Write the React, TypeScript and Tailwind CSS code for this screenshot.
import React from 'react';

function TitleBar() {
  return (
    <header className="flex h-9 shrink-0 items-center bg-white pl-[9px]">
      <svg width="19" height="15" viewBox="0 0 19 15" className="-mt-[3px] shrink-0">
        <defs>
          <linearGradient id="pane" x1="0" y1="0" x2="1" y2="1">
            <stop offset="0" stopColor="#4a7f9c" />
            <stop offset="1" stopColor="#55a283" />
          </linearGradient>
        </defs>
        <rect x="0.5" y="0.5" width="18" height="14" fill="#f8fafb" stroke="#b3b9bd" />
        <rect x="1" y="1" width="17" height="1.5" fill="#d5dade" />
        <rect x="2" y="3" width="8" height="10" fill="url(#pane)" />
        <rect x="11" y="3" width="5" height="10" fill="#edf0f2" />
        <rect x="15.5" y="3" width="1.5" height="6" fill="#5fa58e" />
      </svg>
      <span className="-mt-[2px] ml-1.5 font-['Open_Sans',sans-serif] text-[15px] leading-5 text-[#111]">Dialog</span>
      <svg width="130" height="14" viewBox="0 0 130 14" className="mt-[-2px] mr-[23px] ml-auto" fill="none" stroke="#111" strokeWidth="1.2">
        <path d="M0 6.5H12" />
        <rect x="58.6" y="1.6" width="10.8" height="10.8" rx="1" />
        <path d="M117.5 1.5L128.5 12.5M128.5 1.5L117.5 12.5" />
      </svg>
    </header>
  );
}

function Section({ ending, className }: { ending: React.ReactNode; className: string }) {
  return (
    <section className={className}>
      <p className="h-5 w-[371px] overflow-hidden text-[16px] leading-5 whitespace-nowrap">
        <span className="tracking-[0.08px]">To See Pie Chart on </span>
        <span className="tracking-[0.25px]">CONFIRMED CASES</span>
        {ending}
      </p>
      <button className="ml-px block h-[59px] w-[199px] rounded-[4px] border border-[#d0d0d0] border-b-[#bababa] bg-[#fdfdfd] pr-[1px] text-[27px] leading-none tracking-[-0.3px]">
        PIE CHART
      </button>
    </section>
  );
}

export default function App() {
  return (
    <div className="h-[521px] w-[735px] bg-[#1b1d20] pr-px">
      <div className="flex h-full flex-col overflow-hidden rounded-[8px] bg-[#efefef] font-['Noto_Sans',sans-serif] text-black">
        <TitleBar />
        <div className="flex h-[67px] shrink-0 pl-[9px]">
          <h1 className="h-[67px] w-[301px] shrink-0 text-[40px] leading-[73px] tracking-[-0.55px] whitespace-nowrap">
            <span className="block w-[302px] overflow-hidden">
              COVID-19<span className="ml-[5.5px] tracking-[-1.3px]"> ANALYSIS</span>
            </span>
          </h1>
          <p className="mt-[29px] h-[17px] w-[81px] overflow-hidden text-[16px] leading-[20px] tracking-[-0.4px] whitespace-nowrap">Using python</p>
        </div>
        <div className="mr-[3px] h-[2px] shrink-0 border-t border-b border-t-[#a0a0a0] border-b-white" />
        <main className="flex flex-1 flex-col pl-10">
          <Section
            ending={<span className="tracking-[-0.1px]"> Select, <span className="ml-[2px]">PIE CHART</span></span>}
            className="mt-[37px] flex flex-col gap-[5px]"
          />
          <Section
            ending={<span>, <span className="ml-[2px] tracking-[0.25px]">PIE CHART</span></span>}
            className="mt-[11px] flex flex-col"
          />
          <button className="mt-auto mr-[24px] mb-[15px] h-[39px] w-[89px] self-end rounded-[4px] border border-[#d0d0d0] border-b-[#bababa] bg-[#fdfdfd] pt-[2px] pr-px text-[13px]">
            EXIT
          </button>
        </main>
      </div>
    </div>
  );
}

→ **AIM**: Set down verbatim only the lines between the start of the data above and the line with "import React from 'react';", both boundaries included.

→ **CORRECT RESPONSE**:
Write the React, TypeScript and Tailwind CSS code for this screenshot.
import React from 'react';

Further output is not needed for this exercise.